Junta Militer Masih Beringas, 8 Warga Myanmar Tewas

Jakarta, CNBC Indonesia - Ribuan pengunjuk rasa anti-kudeta di berbagai daerah di Myanmar kembali turun ke jalan untuk menekan junta militer. Namun, aksi unjuk rasa yang berlangsung pada Minggu (2/5/2021) itu kembali memakan korban.
Dilansir Myanmar Now, delapan orang tewas dalam sehari. Padahal 24 April lalu, junta militer telah berjanji akan menghentikan kekerasan pada pengunjuk rasa dalam KTT ASEAN di Jakarta.
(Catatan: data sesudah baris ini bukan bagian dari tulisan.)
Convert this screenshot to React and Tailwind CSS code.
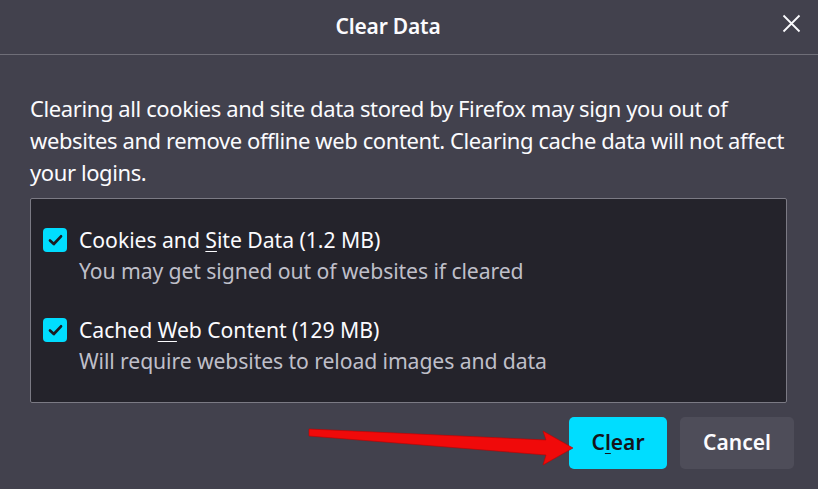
import React from "react";

function Check() {
  return (
    <div className="w-[24px] h-[24px] rounded-[4px] bg-[#00ddff] flex items-center justify-center shrink-0">
      <svg width="15" height="12" viewBox="0 0 15 12" fill="none">
        <path d="M2 6.5 L5.8 10 L13 2.3" stroke="#1c1b22" strokeWidth="2.7" strokeLinecap="round" strokeLinejoin="round" />
      </svg>
    </div>
  );
}

export default function App() {
  return (
    <div
      className="relative w-[818px] h-[489px] bg-[#42414d] text-[#fbfbfe] overflow-hidden"
      style={{ fontFamily: '"Noto Sans", "Open Sans", sans-serif' }}
    >
      <div className="h-[55px] border-b border-[#6f6e78] flex items-center justify-center pr-[42px] relative">
        <span className="text-[21px] font-semibold tracking-[-0.2px]">Clear Data</span>
        <svg className="absolute left-[782px] top-[14px]" width="19" height="19" viewBox="0 0 19 19">
          <path d="M1.5 1.5 L17.5 17.5 M17.5 1.5 L1.5 17.5" stroke="#fbfbfe" strokeWidth="1.8" />
        </svg>
      </div>
      <div className="px-[30px] pt-[37px]">
        <p className="text-[22px] leading-[32px] tracking-[-0.4px]">
          Clearing all cookies and site data stored by Firefox may sign you out of websites and remove offline web content. Clearing cache data will not affect your logins.
        </p>
        <div className="mt-[10px] w-[757px] h-[205px] bg-[#24232b] border border-[#7b7a84] rounded-[2px] pl-[12px] pt-[25px] flex flex-col gap-[28px]">
          <div className="flex flex-col">
            <div className="flex items-center gap-[12px] h-[31px]">
              <Check />
              <span className="text-[21.2px] tracking-[-0.05px]">
                Cookies and <span className="underline underline-offset-[3px] decoration-1">S</span>ite Data (1.2 MB)
              </span>
            </div>
            <div className="pl-[36px] h-[31px] flex items-center text-[21.2px] tracking-[-0.1px] text-[#bfbfc9]">
              You may get signed out of websites if cleared
            </div>
          </div>
          <div className="flex flex-col">
            <div className="flex items-center gap-[12px] h-[31px]">
              <Check />
              <span className="text-[21.2px] tracking-[-0.05px]">
                Cached <span className="underline underline-offset-[3px] decoration-1">W</span>eb Content (129 MB)
              </span>
            </div>
            <div className="pl-[36px] h-[31px] flex items-center text-[21.2px] tracking-[-0.1px] text-[#bfbfc9]">
              Will require websites to reload images and data
            </div>
          </div>
        </div>
      </div>
      <div className="flex justify-end gap-[13px] pr-[24px] mt-[14px]">
        <button className="w-[98px] h-[52px] rounded-[5px] bg-[#00ddff] text-[#15141a] text-[21px] font-semibold">
          C<span className="underline underline-offset-[3px] decoration-1">l</span>ear
        </button>
        <button className="w-[114px] h-[52px] rounded-[5px] bg-[#4e4d59] text-[#fbfbfe] text-[21px] font-semibold">
          Cancel
        </button>
      </div>
      <svg className="absolute left-0 top-0 pointer-events-none" width="818" height="489" viewBox="0 0 818 489">
        <polygon
          points="309,429 546,440 543,431 573,448 543,465 546,455 309,436"
          fill="#f00a0a"
          stroke="#c00000"
          strokeWidth="0.6"
          strokeLinejoin="round"
        />
      </svg>
    </div>
  );
}
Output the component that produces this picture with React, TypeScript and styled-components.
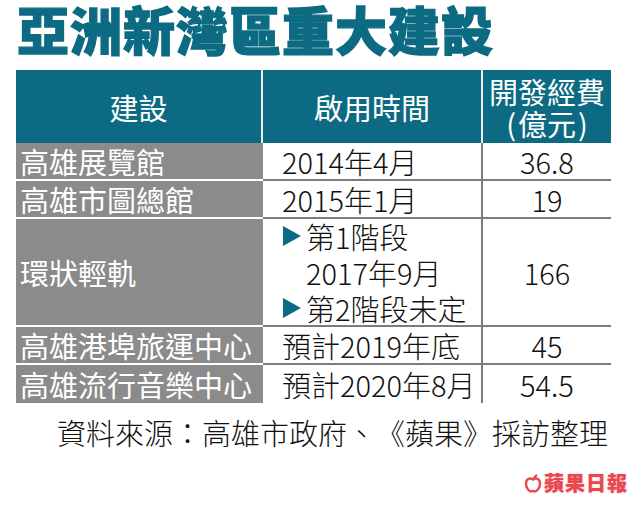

Setidaknya, tiga orang tewas di pusat kota Wetlet dan dua orang tewas di berbagai kota di negara bagian Shan di timur laut. Laporan Grup Berita Kachin mengatakan satu orang tewas dan sedikitnya 20 orang terluka di kota pertambangan giok utara Hpakant.
Di Negara Bagian Shan utara, dua orang dilaporkan tewas selama aksi protes dilakukan oleh pasukan di Hsipaw dan Nawnghkio. Sementara empat orang ditangkap di Kotapraja Chanayethazan di Mandalay.
Media lokal itu menyebut militer menembakkan peluru karet, peluru tajam, dan granat ke arah warga sipil. Ini guna menghentikan demonstrasi dan meneror mereka yang berpartisipasi.
Sebelumnya, protes pada Minggu dikoordinasikan dengan komunitas Myanmar di seluruh dunia untuk menandai "revolusi musim semi global". Demonstrasi tak hanya dilakukan di kota-kota di negara dengan nama lain Burma itu, tapi juga Manchester (Inggris) lalu Milan (Italia) hingga Taipei (Taiwan).
"Guncang dunia dengan suara persatuan rakyat Myanmar," kata penyelenggara dalam sebuah pernyataan, dikutip dari South China Morning Post (SCMP).
Kelompok advokasi Asosiasi Bantuan untuk Tahanan Politik (AAPP) mengatakan pasukan keamanan telah menewaskan sedikitnya 759 pengunjuk rasa sejak kudeta 1 Februari. Tetapi Reuters tidak dapat mengkonfirmasi jumlah korban.
Militer, yang memerintah selama hampir 50 tahun hingga meluncurkan proses reformasi tentatif satu dekade lalu, mengakui pada pertengahan April ada kematian 248 pengunjuk rasa. Junta berdalih mereka terbunuh setelah memulai kekerasan.
Myanmar dilanda kerusuhan tak berujung sejak 1 Februari 2021. Saat itu, militer menahan pemimpin de facto Aung San Suu Kyi dan politisi pendukungnya, mengumumkan darurat, dan menunjuk presiden sementara.
Sejak itu unjuk rasa pro demokrasi bergulir. Sanksi internasional sudah diberikan sejumlah negara tapi tak mampu mengakhiri kekerasan.